The Georgia Department of Public Health is holding an annual public comment period for its Special Supplemental Nutrition Program for Women, Infants and Children.
The WIC program provides nutritional education and supplemental food items to low-income pregnant or postpartum women and children under age 5.
There are about 8,000 WIC participants in Hall County, a number that stays fairly consistent from year to year, public health nutrition manager Sharon McLeod said.
WIC provides a number of medical services, such as health screenings and nutrition assessments, and provides vouchers for food to satisfy specific nutritional needs.
According to the health department, pregnant women who participate in WIC have longer pregnancies resulting in fewer premature births and have fewer fetal and infant deaths. Children who participate have a 16 per cent lower rate of anemia after six months, score better on digit memory and vocabulary tests, and have healthier diets.
“You have access to registered and licensed dieticians, lactation consultants and counselors, and it is a wealth of nutritious foods that you are getting,” McLeod said. “All free of charge to the participants.”

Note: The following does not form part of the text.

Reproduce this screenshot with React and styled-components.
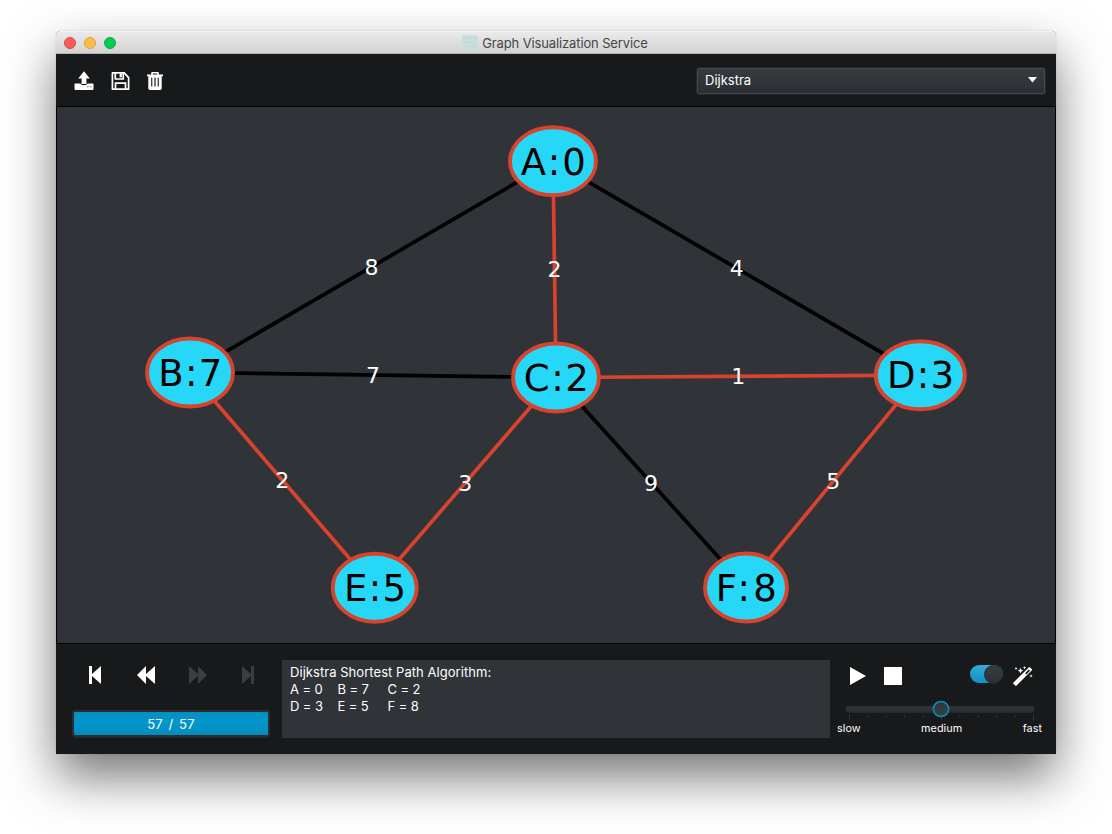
import React from 'react';
import styled, { createGlobalStyle } from 'styled-components';

const Global = createGlobalStyle`
  * { box-sizing: border-box; }
  body { margin: 0; background: #fff; font-family: Inter, "Liberation Sans", sans-serif; overflow: hidden; }
`;

const Desktop = styled.main`
  height: 834px;
  padding: 31px 56px 0;
`;

const Window = styled.section`
  display: flex;
  flex-direction: column;
  width: 1000px;
  height: 723px;
  border-radius: 5px 5px 0 0;
  background: #17191a;
  color: #fff;
  box-shadow: 0 0 1px rgba(0, 0, 0, 0.4), 0 23px 50px rgba(0, 0, 0, 0.54);
`;

const TitleBar = styled.header`
  position: relative;
  display: flex;
  align-items: center;
  justify-content: center;
  gap: 4px;
  height: 23px;
  padding: 2px 2px 0 0;
  border-radius: 5px 5px 0 0;
  border-bottom: 1px solid #b3b3b3;
  background: linear-gradient(#ebebeb, #d3d3d3);
  box-shadow: inset 0 1px 0 #f4f4f4;
  color: #464646;
  font-size: 13px;
  letter-spacing: -0.13px;
`;

const Lights = styled.div`
  position: absolute;
  left: 8px;
  top: 6px;
  display: flex;
  gap: 8px;
`;

const Light = styled.span`
  width: 12px;
  height: 12px;
  border-radius: 50%;
  background: ${(p) => p.$fill};
  border: 1px solid ${(p) => p.$edge};
`;

const Toolbar = styled.div`
  display: flex;
  align-items: center;
  justify-content: space-between;
  height: 52px;
  padding: 1px 10px 0 18px;
`;

const Tools = styled.div`
  display: flex;
  align-items: center;
  gap: 17px;
`;

const IconButton = styled.button`
  display: flex;
  padding: 0;
  border: 0;
  background: none;
  color: ${(p) => (p.disabled ? '#3b3d3f' : '#fff')};
`;

const Select = styled.div`
  display: flex;
  align-items: center;
  justify-content: space-between;
  width: 350px;
  height: 28px;
  padding: 0 8px 1px 8px;
  border: 1px solid #24282b;
  border-radius: 3px;
  background: linear-gradient(#373c40, #2b2f33);
  box-shadow: inset 0 0 0 1px #42484d;
  font-size: 13px;
`;

const Canvas = styled.div`
  height: 538px;
  border: 1px solid #000;
  background: #303338;
  svg { display: block; }
`;

const NodeLabel = styled.text`
  font: 37px "DejaVu Sans", sans-serif;
  fill: #000;
  text-anchor: middle;
`;

const EdgeLabel = styled.text`
  font: 22px "DejaVu Sans", sans-serif;
  fill: #fff;
  text-anchor: middle;
`;

const Footer = styled.footer`
  display: flex;
  height: 110px;
  padding: 16px 14px 0 16px;
`;

const Playback = styled.div`
  width: 198px;
  margin-right: 12px;
`;

const StepRow = styled.div`
  display: flex;
  justify-content: space-between;
  height: 20px;
  margin: 5px 14px 0 16px;
`;

const Progress = styled.div`
  height: 27px;
  margin-top: 25px;
  border: 2px solid #2a2c31;
  border-radius: 3px;
  background: linear-gradient(#028fc0, #0497cc 45%, #028cbc);
  box-shadow: 0 1px 0 #26282a;
  font-size: 13px;
  line-height: 25px;
  letter-spacing: 0.25px;
  word-spacing: 1.7px;
  text-align: center;
`;

const Log = styled.pre`
  flex: none;
  width: 548px;
  height: 78px;
  margin: 0;
  padding: 4px 8px;
  background: #303338;
  font: 13px/17px Inter, "Liberation Sans", sans-serif;
`;

const LogLine = styled.div`
  display: grid;
  grid-template-columns: ${(p) => (p.$cells ? '47.5px 50px auto' : 'auto')};
  letter-spacing: ${(p) => (p.$cells ? '-0.1px' : '0.05px')};
`;

const Controls = styled.div`
  flex: none;
  width: 205px;
  margin-left: 7px;
`;

const ControlRow = styled.div`
  display: flex;
  align-items: center;
  height: 31px;
  padding-left: 12px;
`;

const Toggle = styled.span`
  display: flex;
  flex: none;
  justify-content: flex-end;
  width: 33px;
  height: 18px;
  margin: 0 10px 3px 68px;
  border-radius: 9px;
  background: linear-gradient(#37a9d3, #0b93c9);
`;

const Knob = styled.span`
  width: 19px;
  height: 19px;
  border-radius: 50%;
  border: 1px solid #24282b;
  background: linear-gradient(#393e42, #2b2f33);
`;

const SliderBox = styled.div`
  height: 24px;
  margin-top: 7px;
  svg { display: block; }
`;

const SpeedLabels = styled.div`
  display: flex;
  justify-content: space-between;
  font-size: 10.8px;
  line-height: 14px;
  letter-spacing: 0.05px;
`;

const nodes = [
  { t: 'A:0', x: 553, y: 161.3, rx: 43, w: 65 },
  { t: 'B:7', x: 190, y: 372.5, rx: 43, w: 64 },
  { t: 'C:2', x: 556, y: 377.5, rx: 43, w: 65 },
  { t: 'D:3', x: 920.3, y: 375.2, rx: 44.5, w: 67 },
  { t: 'E:5', x: 374.7, y: 587.8, rx: 42, w: 62 },
  { t: 'F:8', x: 746, y: 587.5, rx: 41, w: 61 },
];

const edges = [
  { a: 0, b: 1, w: 8 },
  { a: 0, b: 3, w: 4 },
  { a: 1, b: 2, w: 7 },
  { a: 2, b: 5, w: 9 },
  { a: 0, b: 2, w: 2, tree: true },
  { a: 2, b: 3, w: 1, tree: true },
  { a: 1, b: 4, w: 2, tree: true },
  { a: 2, b: 4, w: 3, tree: true },
  { a: 3, b: 5, w: 5, tree: true },
];

function Graph() {
  return (
    <svg width="998" height="536" viewBox="57 107 998 536">
      {edges.map(({ a, b, tree }) => (
        <line key={`${a}${b}`} x1={nodes[a].x} y1={nodes[a].y} x2={nodes[b].x} y2={nodes[b].y}
          stroke={tree ? '#d8432e' : '#000'} strokeWidth="3.7" />
      ))}
      {edges.map(({ a, b, w }) => (
        <EdgeLabel key={`${a}${b}`} x={(nodes[a].x + nodes[b].x) / 2} y={(nodes[a].y + nodes[b].y) / 2 + 8}>{w}</EdgeLabel>
      ))}
      {nodes.map((n) => (
        <g key={n.t}>
          <ellipse cx={n.x} cy={n.y} rx={n.rx} ry="34" fill="#26d7f8" stroke="#d8432e" strokeWidth="3.9" />
          <NodeLabel x={n.x + 0.3} y={n.y + 13.2} textLength={n.w}>{n.t}</NodeLabel>
        </g>
      ))}
    </svg>
  );
}

const UploadIcon = () => (
  <svg width="20" height="20" viewBox="0 0 20 20" fill="currentColor">
    <path d="M10 .3 15.8 7.6h-3.4V13H7.6V7.6H4.2z" />
    <path fillRule="evenodd" d="M1.3 12.4h5.2q.4 1.8 3.5 1.8t3.5-1.8h5.2q.8 0 .8.8v4.9q0 .8-.8.8H1.3q-.8 0-.8-.8v-4.9q0-.8.8-.8zM13.4 15.3v1h1v-1zm2.9 0v1h1v-1z" />
  </svg>
);

const SaveIcon = () => (
  <svg width="19" height="20" viewBox="0 0 19 20" fill="none" stroke="currentColor" strokeWidth="1.7">
    <path d="M1.4 1.9h11.8l4.4 4.7v11.6H1.4z" strokeLinejoin="round" />
    <path d="M4.5 18v-5.8h10V18M4.3 2v6h8V2" />
    <path d="M8.6 2.4h2.4v4H8.6z" fill="currentColor" stroke="none" />
  </svg>
);

const TrashIcon = () => (
  <svg width="16" height="20" viewBox="0 0 16 20">
    <path d="M5 4V1.8h6V4" fill="none" stroke="currentColor" strokeWidth="1.6" strokeLinejoin="round" />
    <path fill="currentColor" fillRule="evenodd" d="M0 3.4h16v1.9h-1.3V17.2q0 1.7-1.7 1.7H3q-1.7 0-1.7-1.7V5.3H0zM4.2 6.8v8.6h1.1V6.8zm3.2 0v8.6h1.2V6.8zm3.3 0v8.6h1.1V6.8z" />
  </svg>
);

const WandIcon = () => (
  <svg width="20" height="20" viewBox="0 0 20 20" fill="currentColor">
    <path fillRule="evenodd" d="M.5 16.6 15.7 1.4q.7-.7 1.4 0l1.6 1.6q.7.7 0 1.4L3.5 19.5q-.7.7-1.4 0L.5 18q-.7-.7 0-1.4zM12.2 7.2l1.2 1.2 3.6-3.6-1.2-1.2z" />
    <path d="m3 1 .5 1 1 .5-1 .5L3 4l-.5-1-1-.5 1-.5zM7.5 1.8l.9 1.9 1.9.9-1.9.9-.9 1.9-.9-1.9-1.9-.9 1.9-.9zM11.5 0l.5 1.2 1.2.5-1.2.5-.5 1.2-.5-1.2-1.2-.5 1.2-.5zM18 8.3l.5 1.2 1.2.5-1.2.5-.5 1.2-.5-1.2-1.2-.5 1.2-.5z" />
  </svg>
);

const Glyph = ({ w, d }) => (
  <svg width={w} height="20" viewBox={`0 0 ${w} 20`} fill="currentColor"><path d={d} /></svg>
);

const SpeedSlider = () => (
  <SliderBox>
    <svg width="205" height="24" viewBox="837 698 205 24">
      <defs>
        <linearGradient id="thumb" x2="0" y2="1"><stop stopColor="#30363a" /><stop offset="1" stopColor="#383d41" /></linearGradient>
      </defs>
      <rect x="845.5" y="706" width="189" height="7" rx="3" fill="#25282a" />
      <rect x="846" y="706" width="188" height="5.5" rx="2" fill="#303238" />
      {Array.from({ length: 11 }, (_, i) => (
        <rect key={i} x={849 + i * 18.4} y={i % 5 ? 715 : 714} width="1" height={i % 5 ? 3 : 6} fill="#303335" />
      ))}
      <circle cx="941" cy="709" r="7.6" fill="url(#thumb)" stroke="#078fc2" strokeWidth="1.5" />
    </svg>
  </SliderBox>
);

export default function App() {
  return (
    <Desktop>
      <Global />
      <Window>
        <TitleBar>
          <Lights>
            <Light $fill="#fc5b57" $edge="#df4744" />
            <Light $fill="#fdbc4a" $edge="#dd9f36" />
            <Light $fill="#04ca56" $edge="#10aa3e" />
          </Lights>
          <svg width="16" height="16" viewBox="0 0 16 16">
            <rect width="16" height="16" fill="#cbdddc" />
            <path d="M1 3h14M1 7h13M2 12h13" stroke="#c3d9e0" strokeWidth="1.5" />
            <path d="M0 10h15M3 14h12" stroke="#c4e2d3" strokeWidth="1.5" />
          </svg>
          <span>Graph Visualization Service</span>
        </TitleBar>
        <Toolbar>
          <Tools>
            <IconButton aria-label="Open"><UploadIcon /></IconButton>
            <IconButton aria-label="Save"><SaveIcon /></IconButton>
            <IconButton aria-label="Delete"><TrashIcon /></IconButton>
          </Tools>
          <Select>
            <span>Dijkstra</span>
            <svg width="9" height="6" viewBox="0 0 9 6"><path d="M0 0h9L4.5 5.6z" fill="#fff" /></svg>
          </Select>
        </Toolbar>
        <Canvas><Graph /></Canvas>
        <Footer>
          <Playback>
            <StepRow>
              <IconButton aria-label="First"><Glyph w={14} d="M1 1h3v8l9-8v18L4 11v8H1z" /></IconButton>
              <IconButton aria-label="Back"><Glyph w={18} d="M0 10 9 1v8l9-8v18l-9-8v8z" /></IconButton>
              <IconButton aria-label="Forward" disabled><Glyph w={18} d="M18 10 9 1v8L0 1v18l9-8v8z" /></IconButton>
              <IconButton aria-label="Last" disabled><Glyph w={14} d="M12 1H9v8L0 1v18l9-8v8h3z" /></IconButton>
            </StepRow>
            <Progress>57 / 57</Progress>
          </Playback>
          <Log>
            <LogLine>Dijkstra Shortest Path Algorithm:</LogLine>
            <LogLine $cells><span>A = 0</span><span>B = 7</span><span>C = 2</span></LogLine>
            <LogLine $cells><span>D = 3</span><span>E = 5</span><span>F = 8</span></LogLine>
          </Log>
          <Controls>
            <ControlRow>
              <IconButton aria-label="Play"><Glyph w={18} d="M1 1v18l16-9z" /></IconButton>
              <IconButton aria-label="Stop"><Glyph w={35} d="M17 1h18v18H17z" /></IconButton>
              <Toggle><Knob /></Toggle>
              <IconButton aria-label="Auto layout"><WandIcon /></IconButton>
            </ControlRow>
            <SpeedSlider />
            <SpeedLabels><span>slow</span><span>medium</span><span>fast</span></SpeedLabels>
          </Controls>
        </Footer>
      </Window>
    </Desktop>
  );
}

Georgia’s WIC website, wic.ga.gov, states that low-income women in Georgia who receive both WIC and Medicaid have a significantly lower infant mortality rate than other low-income women in the state.
To be eligible, WIC applicants must live in Georgia, have a family income under 185 per cent of the federal poverty guidelines and be pregnant, postpartum, breast-feeding or have a child under age 5.
According to a 2010 national study, 537,340 Georgians were eligible for WIC benefits at the time. However, only 57.6 percent of those eligible actually participated.
The largest challenges preventing eligible residents in Northeast Georgia from participating in WIC are inadequate transportation and a lack of knowledge of the program, McLeod said.
“There are a lot of people who are eligible but they don’t realize that they are because they don’t call or they think their income is too high,” she said.
“Other people don’t know that you don’t have to live in Hall County to receive benefits. WIC is a state-specific program; you just need to be a Georgia resident.”
The health department has a number of outreach programs that have sent educational packets to local doctors offices, day cares, other state agencies, grocery stores and laundromats. They have also tried traditional advertisement such as public billboards.
Much of the outreach targets Gainesville’s large Latino population by providing Spanish language materials and services. But one of the most effective forms of advertisement is word-of-mouth, McLeod said.
“If we can get one person in from a community then sometimes by word-of-mouth participation will increase,” she said.
WIC has roots that go as far back as 1968, when a group of physicians met with various government officials in Washington to discuss medical ailments they were seeing in impoverished pregnant women due to lack of food. They developed a plan to develop food dispensaries attached to local clinics to honor prescriptions for food from doctors. The first U.S. Department of Agriculture food dispensary program was established in Atlanta.
WIC grew out of the dispensary program and was officially established in 1972 through an amendment to the Child Nutrition Act of 1966. Since then it has provided services to millions of people. Georgia’s WIC program served 303,875 people in the fiscal year 2012 and provides food through 1,446 authorized retailers.